How fine an operation could be judged as “maintenance,” not “deliberate assault on the contract’s structure”?

How weak a force could be channeled without setting off the contract’s alarm?

This required Furenna to achieve a level of perception regarding her own soul state and the contract’s energy fluctuations that seemed unattainable in her current, heavily-restricted condition.

This required her to first obtain even the tiniest sliver of magic that she could fully control, magic that was “gentle” in nature, absolutely incapable of being misjudged as “offensive energy” by the contract.

This also required a perfect, utterly inconspicuous “experimental” environment.

Each condition was like an insurmountably high peak.

But, at least, there was a “direction.”

Furenna repeated this to herself silently, and the faint amber ember deep within her seemed to glow a fraction brighter, stimulated by the mere idea of hope.

The path ahead was no longer total darkness. It was now a narrow, thorn-covered cliff path that would require years, perhaps longer, of immense patience and risk to climb.

She began to focus her mental energy on simulating and deducing the possibilities.

This required honing her mental energy to a near-physical sharpness and performing operations at a microscopic level of precision—

a task that seemed as difficult as scaling the heavens in her current, severely disrupted mental state.

But in theory, the possibility existed.

Just as her mind became fully immersed in this tedious, difficult, yet strangely stimulating exercise—

Click.

A very soft sound, different from Xiao Ling’s usual door-opening rhythm—a more solid, mechanical sliding sound—came from the direction of the cell door.

Furenna was instantly jolted from her internal focus. All her dispersed awareness snapped back. Wariness rose like a conditioned reflex.

Instinctively, she thought it was Xiao Ling returning, perhaps having forgotten something—

Furenna pushed against the wall, enduring the dull pain of moving her wounds, and slowly stood up.

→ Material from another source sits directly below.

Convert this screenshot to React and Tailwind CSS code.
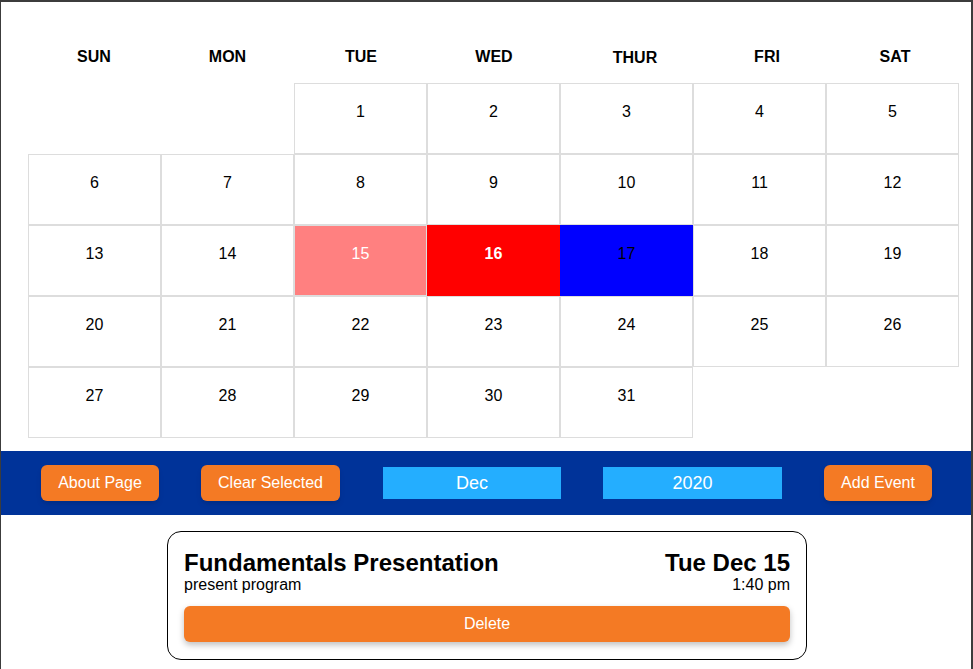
import React from "react";

const DAYS = ["SUN", "MON", "TUE", "WED", "THUR", "FRI", "SAT"];

// december 2020 starts on a tuesday
const cells = [null, null, ...Array.from({ length: 31 }, (_, i) => i + 1)];

function dayClass(d) {
  if (d === 15) return "bg-[#ff8080] text-white border-[#dddddd]";
  if (d === 16) return "bg-[#ff0000] text-white font-bold border-[#ff0000]";
  if (d === 17) return "bg-[#0000ff] text-black border-[#0000ff]";
  return "bg-white text-black border-[#dddddd]";
}

export default function App() {
  return (
    <div
      className="h-[669px] overflow-hidden border-t-2 border-l border-r-2 border-[#3c3c3c] bg-white"
      style={{ fontFamily: '"Liberation Sans", Arial, sans-serif' }}
    >
      <div className="pl-[26px] pt-[28px] grid grid-cols-[134px_133px_134px_132px_150px_114px_142px]">
        {DAYS.map((d) => (
          <div
            key={d}
            className={`h-[53px] flex items-center justify-center text-[16px] font-bold text-black ${d === "THUR" ? "pt-[2px]" : ""}`}
          >
            {d}
          </div>
        ))}
      </div>

      <div className="pl-[27px] pr-[12px]">
        <div className="grid grid-cols-[repeat(7,133px)]">
          {cells.map((d, i) =>
            d === null ? (
              <div key={"e" + i} className="h-[71px]" />
            ) : (
              <div
                key={d}
                className={`h-[71px] border text-center text-[16px] leading-[18px] pt-[19px] ${dayClass(d)}`}
              >
                {d}
              </div>
            )
          )}
        </div>
      </div>

      <div className="mt-[13px] h-[64px] bg-[#003399] flex items-center gap-[42px] pl-[40px] text-white">
        <button className="w-[118px] h-[36px] rounded-[6px] bg-[#f47a24] text-[16px] shadow-md">About Page</button>
        <button className="w-[139px] h-[36px] rounded-[6px] bg-[#f47a24] text-[16px] shadow-md">Clear Selected</button>
        <div className="ml-[1px] w-[178px] h-[32px] bg-[#24aeff] flex items-center justify-center text-[18px]">Dec</div>
        <div className="w-[179px] h-[32px] bg-[#24aeff] flex items-center justify-center text-[18px]">2020</div>
        <button className="w-[108px] h-[36px] rounded-[6px] bg-[#f47a24] text-[16px] shadow-md">Add Event</button>
      </div>

      <div className="mt-[16px] ml-[166px] w-[640px] rounded-[14px] border border-black px-[16px] pt-[17px] pb-[17px]">
        <div className="flex justify-between">
          <div>
            <div className="text-[24px] font-bold leading-[27px] text-black">Fundamentals Presentation</div>
            <div className="text-[16px] leading-[18px] text-black">present program</div>
          </div>
          <div className="text-right">
            <div className="text-[24px] font-bold leading-[27px] text-black">Tue Dec 15</div>
            <div className="text-[16px] leading-[18px] text-black">1:40 pm</div>
          </div>
        </div>
        <button className="mt-[12px] w-full h-[36px] rounded-[6px] bg-[#f47a24] text-white text-[16px] shadow-[0_3px_6px_rgba(0,0,0,0.25)]">
          Delete
        </button>
      </div>
    </div>
  );
}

It was a posture she had deliberately maintained over the past days in front of Xiao Ling, one that didn’t seem too hostile.

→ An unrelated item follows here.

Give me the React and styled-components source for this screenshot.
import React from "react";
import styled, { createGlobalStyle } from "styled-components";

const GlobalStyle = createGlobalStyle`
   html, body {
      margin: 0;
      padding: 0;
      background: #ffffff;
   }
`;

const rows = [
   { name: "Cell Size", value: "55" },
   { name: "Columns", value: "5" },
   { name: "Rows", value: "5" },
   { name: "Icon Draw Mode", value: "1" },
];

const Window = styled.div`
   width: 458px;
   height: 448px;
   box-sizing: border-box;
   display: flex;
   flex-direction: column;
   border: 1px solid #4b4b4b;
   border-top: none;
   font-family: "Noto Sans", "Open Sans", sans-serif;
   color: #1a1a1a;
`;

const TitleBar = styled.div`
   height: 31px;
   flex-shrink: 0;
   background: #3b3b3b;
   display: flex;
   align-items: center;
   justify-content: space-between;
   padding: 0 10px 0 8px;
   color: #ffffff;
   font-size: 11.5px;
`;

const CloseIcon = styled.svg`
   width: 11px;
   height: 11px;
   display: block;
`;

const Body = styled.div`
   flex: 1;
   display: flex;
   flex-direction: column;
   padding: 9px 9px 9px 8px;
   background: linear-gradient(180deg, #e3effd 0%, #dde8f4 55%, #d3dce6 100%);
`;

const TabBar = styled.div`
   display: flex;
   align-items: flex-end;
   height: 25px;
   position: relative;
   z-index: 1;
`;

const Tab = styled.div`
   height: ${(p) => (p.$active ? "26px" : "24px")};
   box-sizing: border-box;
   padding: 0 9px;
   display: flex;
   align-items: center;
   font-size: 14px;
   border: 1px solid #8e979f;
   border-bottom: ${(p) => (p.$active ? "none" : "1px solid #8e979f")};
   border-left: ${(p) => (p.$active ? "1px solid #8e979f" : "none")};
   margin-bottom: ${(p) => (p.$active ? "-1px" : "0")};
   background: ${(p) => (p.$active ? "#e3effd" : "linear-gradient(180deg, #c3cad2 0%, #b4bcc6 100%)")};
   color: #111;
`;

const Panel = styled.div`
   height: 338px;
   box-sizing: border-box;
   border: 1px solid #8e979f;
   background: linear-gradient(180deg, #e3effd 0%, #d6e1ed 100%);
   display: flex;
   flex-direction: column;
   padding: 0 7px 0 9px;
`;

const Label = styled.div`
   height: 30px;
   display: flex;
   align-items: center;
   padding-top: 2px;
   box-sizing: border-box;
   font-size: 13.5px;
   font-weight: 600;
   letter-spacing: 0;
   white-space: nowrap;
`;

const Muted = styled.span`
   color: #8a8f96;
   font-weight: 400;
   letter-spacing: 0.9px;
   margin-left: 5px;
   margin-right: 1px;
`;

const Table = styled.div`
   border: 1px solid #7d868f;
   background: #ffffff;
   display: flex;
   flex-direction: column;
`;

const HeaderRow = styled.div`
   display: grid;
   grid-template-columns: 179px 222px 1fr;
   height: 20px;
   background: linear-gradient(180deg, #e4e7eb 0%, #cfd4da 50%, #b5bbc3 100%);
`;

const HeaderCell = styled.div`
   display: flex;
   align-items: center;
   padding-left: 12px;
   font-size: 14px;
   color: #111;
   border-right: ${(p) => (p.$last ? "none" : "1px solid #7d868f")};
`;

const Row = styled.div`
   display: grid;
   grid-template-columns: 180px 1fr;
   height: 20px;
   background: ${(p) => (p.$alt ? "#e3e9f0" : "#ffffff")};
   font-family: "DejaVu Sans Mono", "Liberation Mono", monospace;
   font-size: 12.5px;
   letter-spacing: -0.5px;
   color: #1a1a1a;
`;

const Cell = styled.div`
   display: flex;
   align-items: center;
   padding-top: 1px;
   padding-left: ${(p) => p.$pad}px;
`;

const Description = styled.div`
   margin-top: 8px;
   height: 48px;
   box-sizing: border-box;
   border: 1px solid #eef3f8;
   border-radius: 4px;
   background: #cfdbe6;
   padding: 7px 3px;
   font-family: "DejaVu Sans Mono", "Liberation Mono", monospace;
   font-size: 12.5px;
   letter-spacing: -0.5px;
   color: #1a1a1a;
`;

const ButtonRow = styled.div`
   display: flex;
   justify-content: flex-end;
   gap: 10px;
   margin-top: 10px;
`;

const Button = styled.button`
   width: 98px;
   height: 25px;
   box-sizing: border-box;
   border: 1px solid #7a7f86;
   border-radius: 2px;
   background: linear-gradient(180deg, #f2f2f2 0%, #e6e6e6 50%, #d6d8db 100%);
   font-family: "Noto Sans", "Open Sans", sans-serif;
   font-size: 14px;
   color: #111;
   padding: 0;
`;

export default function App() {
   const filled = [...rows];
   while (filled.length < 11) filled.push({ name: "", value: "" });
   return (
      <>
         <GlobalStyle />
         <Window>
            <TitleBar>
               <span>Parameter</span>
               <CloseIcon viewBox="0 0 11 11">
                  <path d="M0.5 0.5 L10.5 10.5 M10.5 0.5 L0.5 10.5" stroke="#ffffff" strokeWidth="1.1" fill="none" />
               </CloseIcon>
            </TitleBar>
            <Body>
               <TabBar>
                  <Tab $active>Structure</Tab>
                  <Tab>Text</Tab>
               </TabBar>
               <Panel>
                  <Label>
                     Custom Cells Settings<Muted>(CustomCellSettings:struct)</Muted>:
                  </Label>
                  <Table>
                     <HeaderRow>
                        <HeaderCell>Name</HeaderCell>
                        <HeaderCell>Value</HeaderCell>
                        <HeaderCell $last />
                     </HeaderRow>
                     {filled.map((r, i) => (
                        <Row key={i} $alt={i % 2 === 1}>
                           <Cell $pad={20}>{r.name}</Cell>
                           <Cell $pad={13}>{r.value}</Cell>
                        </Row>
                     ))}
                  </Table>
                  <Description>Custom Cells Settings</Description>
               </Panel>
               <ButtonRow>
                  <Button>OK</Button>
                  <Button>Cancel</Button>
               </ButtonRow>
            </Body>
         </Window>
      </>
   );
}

Had Xiao Ling done something wrong?

But the footsteps were wrong.

When the heavy metal door swung open without a sound and a tall figure, outlined by the brighter torchlight from the hallway outside, stepped into the range of the greenish glow,

Furenna’s recently straightened body stiffened almost imperceptibly.

It wasn’t Xiao Ling.

It was Demon King Iris.

She wore her signature form-fitting attire of dark colors trimmed with dark gold, her crimson cloak draped behind her, her steps unhurried.

Unlike the oppressive presence in the pink room, Iris now seemed to be on a casual inspection.

Her crimson eyes swept indifferently over the cell’s interior before finally settling on Furenna, who was now standing rigidly at attention.

The Demon King’s gaze lingered on her face for a moment, then slowly traveled down, brushing over the now-faded but still visible whip marks on her neck,

passing over her body, still pale but no longer trembling visibly from acute pain, and finally pausing briefly, it seemed, on the metal restraint at her waist, not fully concealed by the prisoner’s garb.

“It seems,”

Demon King Iris broke the silence, her voice clear and even in the silent dungeon, betraying little emotion,

“the recovery is proceeding adequately. That child, Xiao Ling, is tending to you with some diligence.”

Her tone was like an owner appraising the restoration of a prized possession.

Furenna’s fingers, hanging at her sides and bound by shackles and short chains, curled slightly unconsciously.

The faint ripple in her heart, stirred moments ago by the discovery of a sliver of hope, was instantly crushed by cold vigilance and a wave of fresh humiliation.

She raised her eyes, her amber gaze meeting the Demon King’s crimson one.

“Thanks to Your Majesty’s grace,”

Heroine Furenna’s voice was low and hoarse from disuse, but she deliberately slowed her speech, making each word distinct, laced with cold sarcasm.

“First the lash, then the fine medicine, now the attentive maid…

Your Majesty’s ‘care’ is truly meticulous. Unforgettable.”